Dennis Diehl (CDU) was elected as mayor in 2019. He was replaced by Ralf Jürgen Winter (CDU) on 9 July 2024.

=== Municipal council ===
The council is made up of 21 council members, counting the part-time mayor, with seats apportioned thus:
| | SPD | CDU | FWG | Total |
| 2014 | 6 | 10 | 4 | 20 seats |
| 2019 | 6 | 10 | 4 | 20 seats |
| 2024 | 5 | 10 | 5 | 20 seats |

=== Town partnerships ===
- Mareuil-le-Port, Marne, France
- Großrudestedt, Sömmerda district, Thuringia

=== Coat of arms ===
The municipality's arms might be described thus: Per fess barry of five argent and gules, and gules a wheel spoked of six couped at the upper edge of the hub of the first; half Wheel of Mainz.

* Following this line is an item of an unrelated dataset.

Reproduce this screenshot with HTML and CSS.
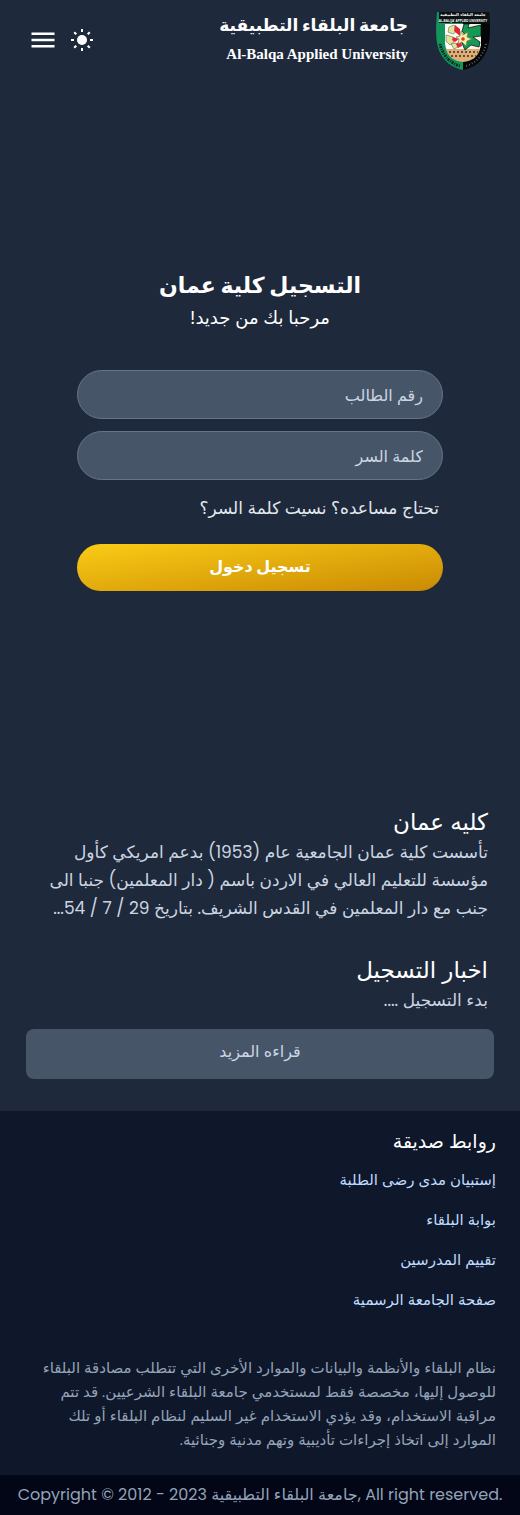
FILE: index.html
```html
<!DOCTYPE html>
<html lang="ar" dir="rtl">
<head>
<meta charset="utf-8">
<meta name="viewport" content="width=device-width, initial-scale=1">
<title>التسجيل كلية عمان</title>
<link rel="stylesheet" href="styles.css">
</head>
<body>
<header class="header">
  <a class="brand" href="#">
    <svg class="logo" viewBox="0 0 54 60" aria-hidden="true">
      <defs>
        <clipPath id="shield"><path d="M1 1H53C55 24 54 36 48 45C43 53 36 57 27 59C18 57 11 53 6 45C0 36 -1 24 1 1Z"/></clipPath>
      </defs>
      <g clip-path="url(#shield)">
        <path fill="#12945a" d="M0 0H27V60H0Z"/>
        <path fill="#050607" d="M27 0H54V60H27Z"/>
        <path fill="#0b1213" d="M3 1H54V12H3Z"/>
        <path fill="#fff" d="M9 13H27V48C16 46 10 42 9 33Z"/>
        <path fill="#f7f2e5" d="M27 13H45V34C44 42 37 47 27 48Z"/>
        <path fill="#dcae78" d="M10 38H44C42 46 36 50 27 51C18 50 12 46 10 38Z"/>
        <path stroke="#6b4a30" stroke-width="2" stroke-dasharray="2 2" d="M13 41H42M15 45H40"/>
        <path fill="#159957" stroke="#101a14" stroke-width=".8" d="M28 13H33L32 17L45 14V25L37 26L44 31L43 36L35 34L29 39L25 30L30 25L26 20Z"/>
        <path fill="#e4e39a" stroke="#748052" stroke-width=".7" d="M13 16L18 14L21 20L17 23L12 21ZM10 24L17 26L18 31L14 34L10 30ZM15 33L20 32L22 36L18 38Z"/>
        <path fill="#df2736" d="M19 14L24 18L24 25L18 20ZM17 26L23 28L19 31L16 29ZM20 33L25 29L26 35L22 37Z"/>
        <path fill="#f5eda6" stroke="#71804a" stroke-width=".7" d="M25 20L27 24L32 21L31 26L36 28L31 30L30 35L26 31L22 33L23 28L20 26L24 25Z"/>
        <circle cx="27" cy="28" r="1.8" fill="#e02f3d"/>
        <path fill="none" stroke="#07291d" stroke-width="3" stroke-dasharray="1 1 2 1" d="M4 33C7 45 14 52 24 55"/>
        <path fill="none" stroke="#5c6464" stroke-width="2" stroke-dasharray="1 2" d="M50 33C47 45 40 52 30 55"/>
      </g>
      <text class="crest-ar" x="27" y="5">جامعة البلقاء التطبيقية</text>
      <text class="crest-en" x="27" y="11">AL-BALQA’ APPLIED UNIVERSITY</text>
    </svg>
    <span class="brand-names">
      <span class="brand-ar">جامعة البلقاء التطبيقية</span>
      <span class="brand-en" lang="en" dir="ltr">Al-Balqa Applied University</span>
    </span>
  </a>
  <div class="tools">
    <button class="icon-button" type="button" aria-label="تبديل المظهر">
      <svg viewBox="0 0 24 24" width="24" height="24" fill="none" stroke="currentColor" stroke-width="2"><circle cx="12" cy="12" r="5" fill="currentColor" stroke="none"/><path d="M12 1V4M12 20V23M1 12H4M20 12H23M4.2 4.2L6.3 6.3M17.7 17.7L19.8 19.8M4.2 19.8L6.3 17.7M17.7 6.3L19.8 4.2"/></svg>
    </button>
    <button class="icon-button" type="button" aria-label="القائمة">
      <svg viewBox="0 0 24 24" width="24" height="24" fill="none" stroke="currentColor" stroke-width="2.4"><path d="M.5 5.7H23.5M.5 12H23.5M.5 18.3H23.5"/></svg>
    </button>
  </div>
</header>
<main>
  <section class="login">
    <form class="login-form">
      <h1 class="login-title">التسجيل كلية عمان</h1>
      <p class="login-welcome">مرحبا بك من جديد!</p>
      <input class="field" type="text" aria-label="رقم الطالب" placeholder="رقم الطالب">
      <input class="field" type="password" aria-label="كلمة السر" placeholder="كلمة السر">
      <a class="help" href="#">تحتاج مساعده؟ نسيت كلمة السر؟</a>
      <button class="submit" type="submit">تسجيل دخول</button>
    </form>
  </section>
  <section class="info">
    <article class="info-block">
      <h2 class="info-title">كليه عمان</h2>
      <p class="info-text">تأسست كلية عمان الجامعية عام (1953) بدعم امريكي كأول مؤسسة للتعليم العالي في الاردن باسم ( دار المعلمين) جنبا الى جنب مع دار المعلمين في القدس الشريف. بتاريخ 29 / 7 / 54...</p>
    </article>
    <article class="info-block">
      <h2 class="info-title">اخبار التسجيل</h2>
      <p class="info-text">بدء التسجيل ....</p>
    </article>
    <button class="more" type="button">قراءه المزيد</button>
  </section>
</main>
<footer>
  <div class="footer-main">
    <h2 class="footer-title">روابط صديقة</h2>
    <nav class="links">
      <a href="#">إستبيان مدى رضى الطلبة</a>
      <a href="#">بوابة البلقاء</a>
      <a href="#">تقييم المدرسين</a>
      <a href="#">صفحة الجامعة الرسمية</a>
    </nav>
    <p class="notice">نظام البلقاء والأنظمة والبيانات والموارد الأخرى التي تتطلب مصادقة البلقاء للوصول إليها، مخصصة فقط لمستخدمي جامعة البلقاء الشرعيين. قد تتم مراقبة الاستخدام، وقد يؤدي الاستخدام غير السليم لنظام البلقاء أو تلك الموارد إلى اتخاذ إجراءات تأديبية وتهم مدنية وجنائية.</p>
  </div>
  <p class="copyright" dir="ltr">Copyright © 2012 - 2023 <bdi>جامعة البلقاء التطبيقية</bdi>, All right reserved.</p>
</footer>
</body>
</html>
```
FILE: styles.css
```css
* { box-sizing: border-box; }
body {
  margin: 0;
  background: #1e293b;
  color: #fff;
  font-family: Poppins, Inter, "DejaVu Sans", sans-serif;
  font-size: 16px;
  line-height: 24px;
}
h1, h2, p { margin: 0; }
a { color: inherit; text-decoration: none; }
button, input { font: inherit; }
button { cursor: pointer; }

.header {
  display: flex;
  align-items: center;
  justify-content: space-between;
  height: 80px;
  padding: 0 30px 0 31px;
}
.brand { display: flex; align-items: center; gap: 28px; }
.logo { width: 54px; height: 60px; margin-top: 2px; }
.crest-ar, .crest-en { fill: #fff; text-anchor: middle; font-weight: bold; }
.crest-ar { font-family: "DejaVu Sans", sans-serif; font-size: 4px; }
.crest-en { font-family: "Liberation Sans", sans-serif; font-size: 3px; direction: ltr; }
.brand-names { display: flex; flex-direction: column; padding-bottom: 2px; }
.brand-ar { font-size: 17px; line-height: 30px; font-weight: 700; }
.brand-en { text-align: right; font: 700 15px/28px "Liberation Serif", serif; }
.tools { display: flex; gap: 15px; }
.icon-button {
  display: flex;
  padding: 0;
  border: 0;
  background: none;
  color: #fff;
}

.login {
  display: flex;
  align-items: center;
  justify-content: center;
  min-height: 700px;
  padding: 0 16px;
}
.login-form {
  display: flex;
  flex-direction: column;
  width: 100%;
  max-width: 366px;
}
.login-title { text-align: center; font-size: 22px; line-height: 32px; font-weight: 700; }
.login-welcome { margin-bottom: 36px; text-align: center; font-size: 18px; line-height: 32px; }
.field {
  width: 100%;
  height: 49px;
  margin-bottom: 12px;
  padding: 2px 19px 0;
  border: 1px solid #64748b;
  border-radius: 25px;
  background: #475569;
  color: #fff;
}
.field::placeholder { color: #cbd5e1; opacity: 1; }
.help { align-self: flex-start; padding: 0 4px; font-size: 17px; line-height: 32px; color: #e2e8f0; }
.submit {
  height: 47px;
  margin-top: 20px;
  border: 0;
  border-radius: 24px;
  background: linear-gradient(to bottom right, #facc15, #ca8a04);
  color: #fff;
  font-weight: 700;
}

.info {
  display: flex;
  flex-direction: column;
  gap: 32px;
  padding: 26px 26px 32px;
}
.info-block { padding: 0 6px; }
.info-title { font-size: 23px; line-height: 32px; font-weight: 400; }
.info-text { font-size: 17px; line-height: 28px; color: #cbd5e1; }
.more {
  height: 50px;
  margin-top: -17px;
  padding: 0 16px 4px;
  border: 0;
  border-radius: 8px;
  background: #475569;
  color: #cbd5e1;
}

.footer-main { padding: 17px 24px 23px; background: #0f172a; }
.footer-title { font-size: 19px; line-height: 28px; font-weight: 400; }
.links {
  display: flex;
  flex-direction: column;
  align-items: flex-start;
  gap: 16px;
  margin: 12px 0 44px;
  font-size: 15px;
  color: #bfdbfe;
}
.notice { font-size: 15px; color: #94a3b8; }
.copyright {
  padding: 8px;
  background: #020617;
  color: #94a3b8;
  text-align: center;
}
```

== Culture and sightseeing==

=== Theatre ===
- Theatre group Alla Hopp

=== Music ===
- Männergesangverein 1845 Zornheim (men's singing club)
- Gesangverein Sängerbund Zornheim (1911) (singing club)
- Musikfreunde Zornheim (1972)
- Evangelical church choir (1976)
- CHORisma - formerly Singkreis - (1991)

=== Buildings ===
- Saint Bartholomew's Catholic Church (Katholische Kirche St. Bartholomäus)

=== Sport ===
- Turn- und Sportverein Zornheim (1895) (gymnastics and sport)
- Tennisclub Zornheim (1975)
- Wanderfreunde 2002 Zornheim Laaf mit! (hiking)

=== Clubs ===
- Freiwillige Feuerwehr Zornheim (1887) (volunteer fire brigade)
- Carneval-Verein Zornheim (1931)
- Landfrauenverein (countrywomen)
- Bauernverein (farmers)
- Seniorenclub Zornheim (1976)
- Katholische Landjugendbewegung -KLJB- (1984) (“catholic country youth movement”)
- Bayern-Fanclub Rhoihesse-Heros
- FCK-Fanclub Zornheim

== Economy and infrastructure ==

=== Winegrowing ===
Zornheim lies in the Bereich Nierstein in the Rheinhessen wine region. Its Großlage (grouping in the German system of wine classification) comprises the vineyards Mönchbäumchen, Pilgerweg, Dachgewann, Guldenmorgen and Vogelsang.